Excerpts from Jim Conrad's
Naturalist Newsletter

from the August 14, 2005 Newsletter issued from the Sierra Nevada foothills somewhat east of Placerville, California, USA
UMBRELLA PLANT/INDIAN RHUBARB

One of the most eye-catching of all the plants in the Sierra Nevada foothills is four or five feet tall and umbrella-shaped, grows in and immediately along small streams, and is found naturally only in northern California and southern Oregon. Going by the names of Umbrella Plant and Indian Rhubarb, it's DARMERA PELTATA, a member of the Saxifrage Family, in which you also find hydrangeas and gooseberries. The plant produces small clusters of pink to white blossoms in April, as shown on Wikipedia's Darmera peltata page.

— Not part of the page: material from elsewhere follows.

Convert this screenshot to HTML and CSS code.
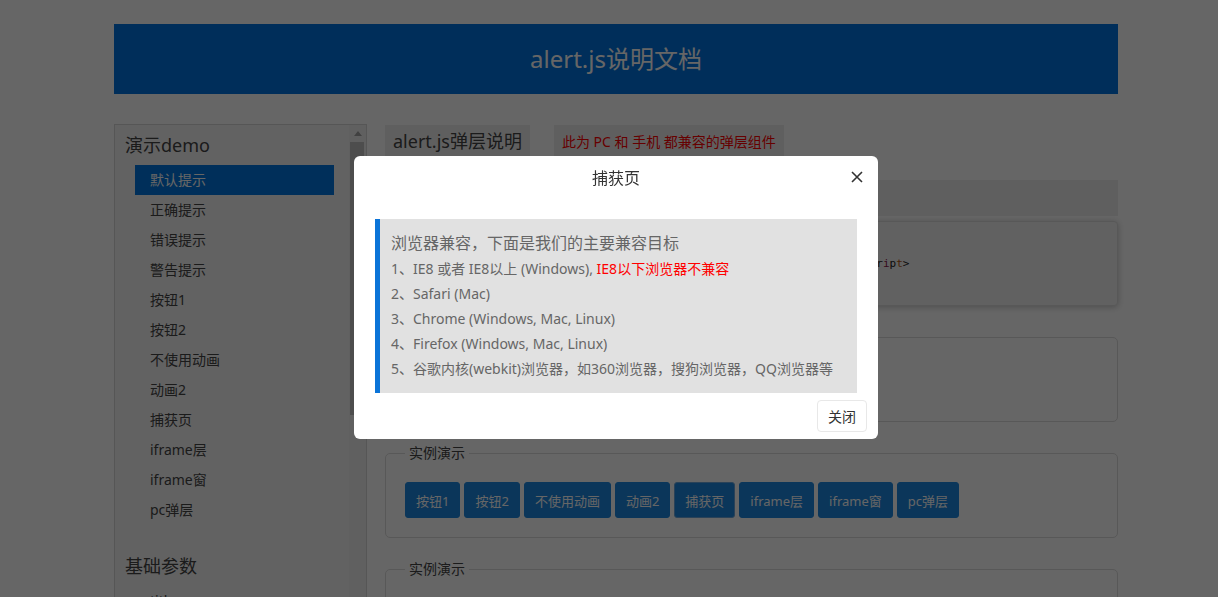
FILE: index.html
```html
<!DOCTYPE html>
<html lang="zh-CN">
<head>
<meta charset="utf-8">
<title>alert.js说明文档</title>
<link rel="stylesheet" href="styles.css">
</head>
<body>
<div class="page">
  <header class="banner"><h1>alert.js说明文档</h1></header>
  <div class="layout">
    <aside class="sidebar">
      <div class="side-inner">
        <h2 class="side-title">演示demo</h2>
        <ul class="side-list">
          <li class="active">默认提示</li>
          <li>正确提示</li>
          <li>错误提示</li>
          <li>警告提示</li>
          <li>按钮1</li>
          <li>按钮2</li>
          <li>不使用动画</li>
          <li>动画2</li>
          <li>捕获页</li>
          <li>iframe层</li>
          <li>iframe窗</li>
          <li>pc弹层</li>
        </ul>
        <h2 class="side-title">基础参数</h2>
        <ul class="side-list">
          <li>title</li>
          <li>content</li>
          <li>type</li>
          <li>btn</li>
        </ul>
      </div>
      <div class="scrollbar">
        <div class="scroll-btn">
          <svg width="8" height="5" viewBox="0 0 8 5"><path d="M0 5L4 0L8 5Z" fill="#a3a3a3"/></svg>
        </div>
        <div class="scroll-thumb"></div>
      </div>
    </aside>
    <main class="content">
      <div class="intro">
        <span class="intro-title">alert.js弹层说明</span>
        <span class="intro-note">此为 PC 和 手机 都兼容的弹层组件</span>
      </div>
      <div class="section-bar">引入方式</div>
      <pre class="code"><span class="tag">&lt;script</span> <span class="attr">type</span>=<span class="val">"text/javascript"</span> <span class="attr">charset</span>=<span class="val">"utf-8"</span> <span class="attr">src</span>=<span class="val">"./js/alert.js"</span><span class="tag">&gt;&lt;/sc</span>r<span class="kw">i</span>p<span class="val">t</span><span class="tag">&gt;</span></pre>
      <fieldset class="demo">
        <legend>实例演示</legend>
        <div class="btns">
          <button class="btn">默认提示</button>
          <button class="btn">正确提示</button>
          <button class="btn">错误提示</button>
          <button class="btn">警告提示</button>
        </div>
      </fieldset>
      <fieldset class="demo">
        <legend>实例演示</legend>
        <div class="btns">
          <button class="btn">按钮1</button>
          <button class="btn">按钮2</button>
          <button class="btn">不使用动画</button>
          <button class="btn">动画2</button>
          <button class="btn focus">捕获页</button>
          <button class="btn">iframe层</button>
          <button class="btn">iframe窗</button>
          <button class="btn">pc弹层</button>
        </div>
      </fieldset>
      <fieldset class="demo">
        <legend>实例演示</legend>
        <div class="btns">
          <button class="btn">title</button>
        </div>
      </fieldset>
    </main>
  </div>
</div>

<div class="mask"></div>
<div class="dialog">
  <div class="dialog-head">
    捕获页
    <span class="dialog-close">
      <svg width="12" height="12" viewBox="0 0 12 12"><path d="M1 1L11 11M11 1L1 11" stroke="#333" stroke-width="1.6" fill="none"/></svg>
    </span>
  </div>
  <div class="dialog-body">
    <div class="quote">
      <div class="lead">浏览器兼容，下面是我们的主要兼容目标</div>
      <div>1、IE8 或者 IE8以上 (Windows), <span class="warn">IE8以下浏览器不兼容</span></div>
      <div>2、Safari (Mac)</div>
      <div>3、Chrome (Windows, Mac, Linux)</div>
      <div>4、Firefox (Windows, Mac, Linux)</div>
      <div>5、谷歌内核(webkit)浏览器，如360浏览器，搜狗浏览器，QQ浏览器等</div>
    </div>
  </div>
  <div class="dialog-foot">
    <button class="btn-close">关闭</button>
  </div>
</div>
</body>
</html>
```
FILE: styles.css
```css
* { box-sizing: border-box; }
html, body { margin: 0; height: 100%; overflow: hidden; }
body {
  font-family: "Noto Sans", "Noto Sans CJK SC", sans-serif;
  background: #fff;
  color: #444;
}
.page { width: 1004px; margin: 24px 0 0 114px; }

.banner {
  height: 70px;
  background: #0073e0;
  display: flex;
  align-items: center;
  justify-content: center;
}
.banner h1 { margin: 0; font-size: 24px; font-weight: normal; color: #fff; line-height: 1; }

.layout { display: flex; gap: 18px; align-items: flex-start; margin-top: 30px; }

.sidebar {
  width: 253px;
  flex: none;
  height: 520px;
  display: flex;
  overflow: hidden;
  border: 1px solid #d8d8d8;
  background: #f5f5f5;
}
.side-inner { flex: 1; min-width: 0; padding: 5px 15px 0 10px; }
.scrollbar {
  width: 17px;
  flex: none;
  background: #f1f1f1;
  display: flex;
  flex-direction: column;
}
.scroll-btn {
  height: 17px;
  display: flex;
  align-items: center;
  justify-content: center;
}
.scroll-thumb {
  height: 273px;
  margin: 0 2px 0 1px;
  background: #c1c1c1;
}
.side-title { margin: 0; font-size: 18px; font-weight: normal; line-height: 30px; color: #444; }
.side-list { list-style: none; margin: 5px 0 26px 10px; padding: 0; }
.side-list li { height: 30px; line-height: 30px; padding-left: 15px; font-size: 14px; color: #444; white-space: nowrap; }
.side-list li.active { background: #0077e0; color: #fff; }

.content { flex: 1; min-width: 0; }
.intro { display: flex; gap: 24px; height: 32px; margin: 1px 0 23px; }
.intro-title { background: #eee; padding: 0 8px; font-size: 18px; line-height: 32px; color: #444; }
.intro-note { background: #eee; padding: 0 8px; font-size: 14px; line-height: 34px; color: #f00; }

.section-bar {
  height: 36px;
  background: #eee;
  margin-bottom: 5px;
  line-height: 36px;
  padding-left: 12px;
  font-size: 16px;
  color: #444;
}
.code {
  margin: 0;
  height: 85px;
  background: #f3f3f3;
  border: 1px solid #ddd;
  border-radius: 4px;
  box-shadow: 0 1px 6px rgba(0, 0, 0, 0.25);
  font: 11px/83px "DejaVu Sans Mono", monospace;
  padding: 0 20px;
  white-space: pre;
  overflow: hidden;
  color: #222;
}
.code .tag { color: #222; }
.code .attr { color: #7a2a8a; }
.code .val { color: #b4570a; }
.code .kw { color: #8a1a4a; }

.demo {
  margin: 21px 0 0;
  border: 1px solid #dcdcdc;
  border-radius: 5px;
  padding: 19px;
  min-width: 0;
}
.demo legend { padding: 0 4px; font-size: 14px; line-height: 20px; color: #444; }
.btns { display: flex; gap: 4px; }
.btn {
  height: 36px;
  padding: 0 10px;
  border: 1px solid #1c87e0;
  background: #1c87e0;
  color: #fff;
  font-family: inherit;
  font-size: 13px;
  border-radius: 3px;
}
.btn.focus { border-color: #6aa6dc; }

.mask { position: fixed; inset: 0; background: rgba(0, 0, 0, 0.6); }
.dialog {
  position: fixed;
  left: 354px;
  top: 156px;
  width: 524px;
  background: #fff;
  border-radius: 6px;
}
.dialog-head {
  position: relative;
  height: 44px;
  line-height: 44px;
  text-align: center;
  font-size: 16px;
  color: #333;
}
.dialog-close { position: absolute; right: 15px; top: 15px; width: 12px; height: 12px; display: flex; }
.dialog-body { padding: 19px 21px 0; }
.quote {
  border-left: 5px solid #0b74d8;
  background: #e1e1e1;
  padding: 12px 10px 12px 11px;
  color: #666;
  font-size: 14px;
  line-height: 25px;
}
.quote .lead { font-size: 16px; }
.quote .warn { color: #f00; }
.dialog-foot { display: flex; justify-content: flex-end; padding: 7px 11px; }
.btn-close {
  height: 32px;
  padding: 0 10px;
  border: 1px solid #e8e8e8;
  border-radius: 4px;
  background: #fff;
  font-family: inherit;
  font-size: 14px;
  color: #333;
}
```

When you come upon a little stream with water rushing over rounded boulders and with banks mantled with cascades of long, frilly fern fronds, the presence of these dignified, exotic-feeling plants is esthetically very pleasing. Such stretches of stream are so picturesque that they'd look at home in the most elegant Japanese garden.

With regard to the rhubarb part of one of its names, I've not tried it yet but I read that the fleshy leafstalk can be peeled and eaten raw or put into a salad, though cooking seems to destroy its flavor. I regard the plant as far too pretty to destroy just for the fun of seeing if its petioles can be digested.